◆ **Instruction**
In the entries below, find every line holding the string "this" and collect it.
== Records to use
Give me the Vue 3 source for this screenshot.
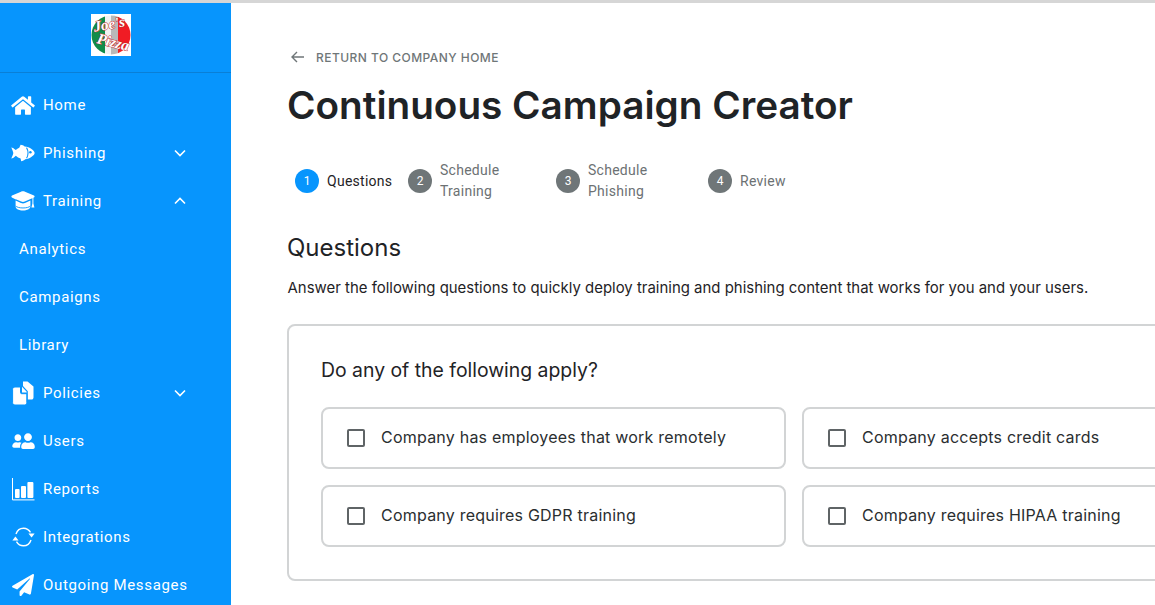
====
== Records to use
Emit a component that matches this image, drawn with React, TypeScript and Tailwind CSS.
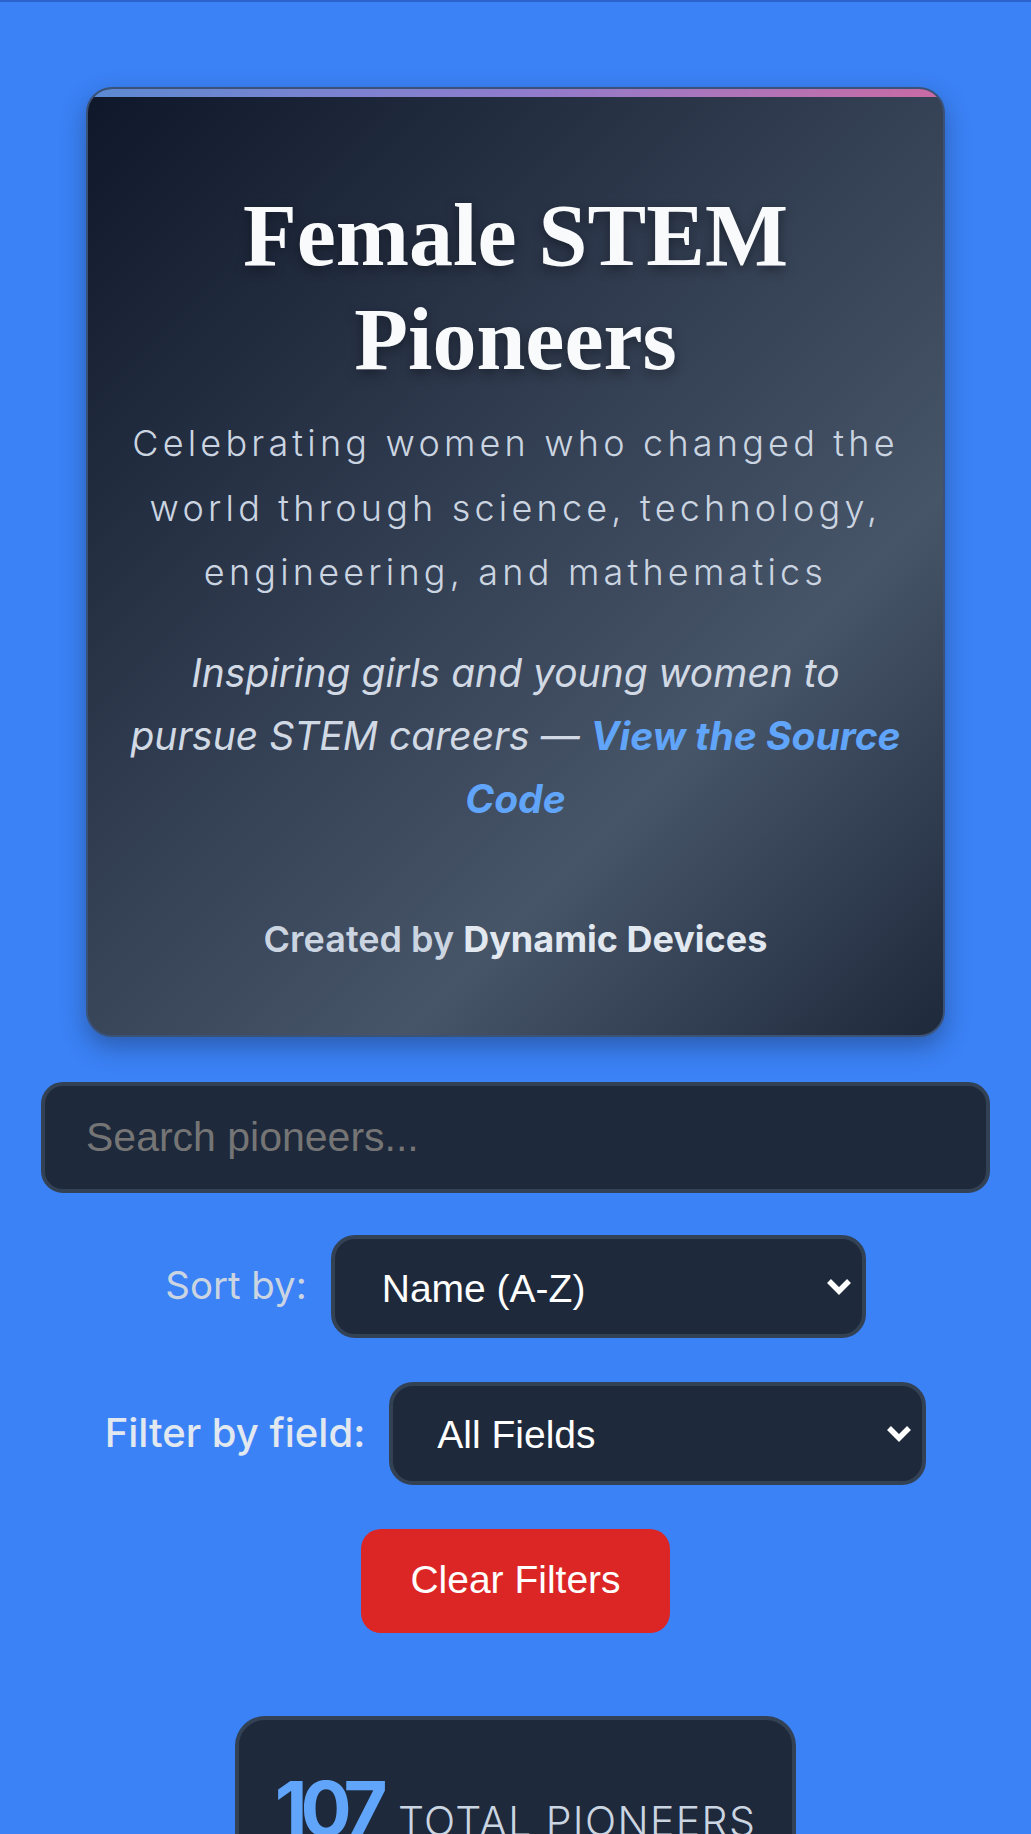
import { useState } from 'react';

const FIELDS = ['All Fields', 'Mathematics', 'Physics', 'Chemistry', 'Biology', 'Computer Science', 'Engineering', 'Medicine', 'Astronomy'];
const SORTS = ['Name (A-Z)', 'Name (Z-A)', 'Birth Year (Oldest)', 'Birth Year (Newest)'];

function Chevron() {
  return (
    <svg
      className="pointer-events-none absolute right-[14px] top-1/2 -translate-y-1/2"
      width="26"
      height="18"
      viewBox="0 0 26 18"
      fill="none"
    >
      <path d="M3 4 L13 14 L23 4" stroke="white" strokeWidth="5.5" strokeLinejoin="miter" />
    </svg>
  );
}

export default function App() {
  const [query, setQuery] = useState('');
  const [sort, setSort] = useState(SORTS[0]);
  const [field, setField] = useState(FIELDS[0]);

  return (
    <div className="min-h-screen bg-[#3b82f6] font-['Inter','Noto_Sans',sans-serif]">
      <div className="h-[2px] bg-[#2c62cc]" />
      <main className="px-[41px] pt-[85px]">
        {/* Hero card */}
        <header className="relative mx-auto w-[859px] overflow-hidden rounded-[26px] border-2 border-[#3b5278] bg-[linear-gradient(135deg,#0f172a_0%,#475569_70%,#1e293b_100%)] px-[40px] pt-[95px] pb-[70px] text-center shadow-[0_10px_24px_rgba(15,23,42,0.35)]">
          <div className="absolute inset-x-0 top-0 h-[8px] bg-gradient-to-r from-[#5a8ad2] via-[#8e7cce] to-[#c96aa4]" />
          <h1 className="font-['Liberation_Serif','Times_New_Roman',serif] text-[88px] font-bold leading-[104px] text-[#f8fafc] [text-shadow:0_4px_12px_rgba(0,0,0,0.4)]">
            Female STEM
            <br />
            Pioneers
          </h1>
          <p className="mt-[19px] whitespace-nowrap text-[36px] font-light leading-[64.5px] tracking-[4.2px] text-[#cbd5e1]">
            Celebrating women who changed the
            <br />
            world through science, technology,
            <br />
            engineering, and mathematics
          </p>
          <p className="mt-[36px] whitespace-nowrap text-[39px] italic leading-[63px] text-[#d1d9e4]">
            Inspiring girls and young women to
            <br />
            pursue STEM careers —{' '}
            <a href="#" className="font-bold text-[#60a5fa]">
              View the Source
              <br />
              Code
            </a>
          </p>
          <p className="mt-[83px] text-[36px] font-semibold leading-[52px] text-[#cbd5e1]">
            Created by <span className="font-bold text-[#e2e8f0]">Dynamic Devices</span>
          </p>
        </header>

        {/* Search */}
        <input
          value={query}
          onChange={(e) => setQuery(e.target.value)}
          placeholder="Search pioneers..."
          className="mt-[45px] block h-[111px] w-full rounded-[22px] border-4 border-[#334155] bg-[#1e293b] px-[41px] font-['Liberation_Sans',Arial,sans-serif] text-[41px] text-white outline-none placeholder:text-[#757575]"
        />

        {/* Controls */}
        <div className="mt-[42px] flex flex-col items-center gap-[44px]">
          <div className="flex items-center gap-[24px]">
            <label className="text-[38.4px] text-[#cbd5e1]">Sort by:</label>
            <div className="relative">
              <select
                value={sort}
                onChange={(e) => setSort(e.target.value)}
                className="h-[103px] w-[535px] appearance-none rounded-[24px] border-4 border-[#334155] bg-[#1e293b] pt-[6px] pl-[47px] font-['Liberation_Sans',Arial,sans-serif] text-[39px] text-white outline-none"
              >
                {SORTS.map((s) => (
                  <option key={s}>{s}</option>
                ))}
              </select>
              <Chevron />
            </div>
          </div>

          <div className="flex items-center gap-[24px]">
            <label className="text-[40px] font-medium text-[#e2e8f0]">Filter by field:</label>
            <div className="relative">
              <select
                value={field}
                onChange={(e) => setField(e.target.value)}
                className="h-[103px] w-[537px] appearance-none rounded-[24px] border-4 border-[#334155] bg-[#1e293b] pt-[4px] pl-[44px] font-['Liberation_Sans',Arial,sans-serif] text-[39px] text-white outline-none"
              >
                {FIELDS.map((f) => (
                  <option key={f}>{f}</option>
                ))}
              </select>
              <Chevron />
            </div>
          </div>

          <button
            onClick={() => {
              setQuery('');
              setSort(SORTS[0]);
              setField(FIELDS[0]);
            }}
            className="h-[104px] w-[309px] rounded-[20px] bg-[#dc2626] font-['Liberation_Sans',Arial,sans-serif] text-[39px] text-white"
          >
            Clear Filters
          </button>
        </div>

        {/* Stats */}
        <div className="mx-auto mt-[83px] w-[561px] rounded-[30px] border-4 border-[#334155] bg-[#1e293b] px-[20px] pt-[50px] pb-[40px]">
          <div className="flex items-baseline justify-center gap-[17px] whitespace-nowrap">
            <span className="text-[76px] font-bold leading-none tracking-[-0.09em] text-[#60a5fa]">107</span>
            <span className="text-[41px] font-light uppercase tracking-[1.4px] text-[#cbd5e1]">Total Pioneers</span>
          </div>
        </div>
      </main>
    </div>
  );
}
====
== Records to use
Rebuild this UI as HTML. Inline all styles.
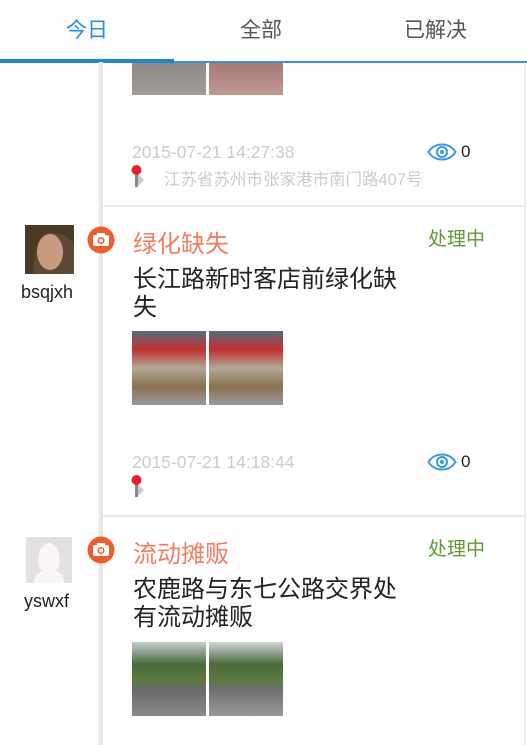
====
◆ **Right answer**
Give me the Vue 3 source for this screenshot.
Emit a component that matches this image, drawn with React, TypeScript and Tailwind CSS.
Rebuild this UI as HTML. Inline all styles.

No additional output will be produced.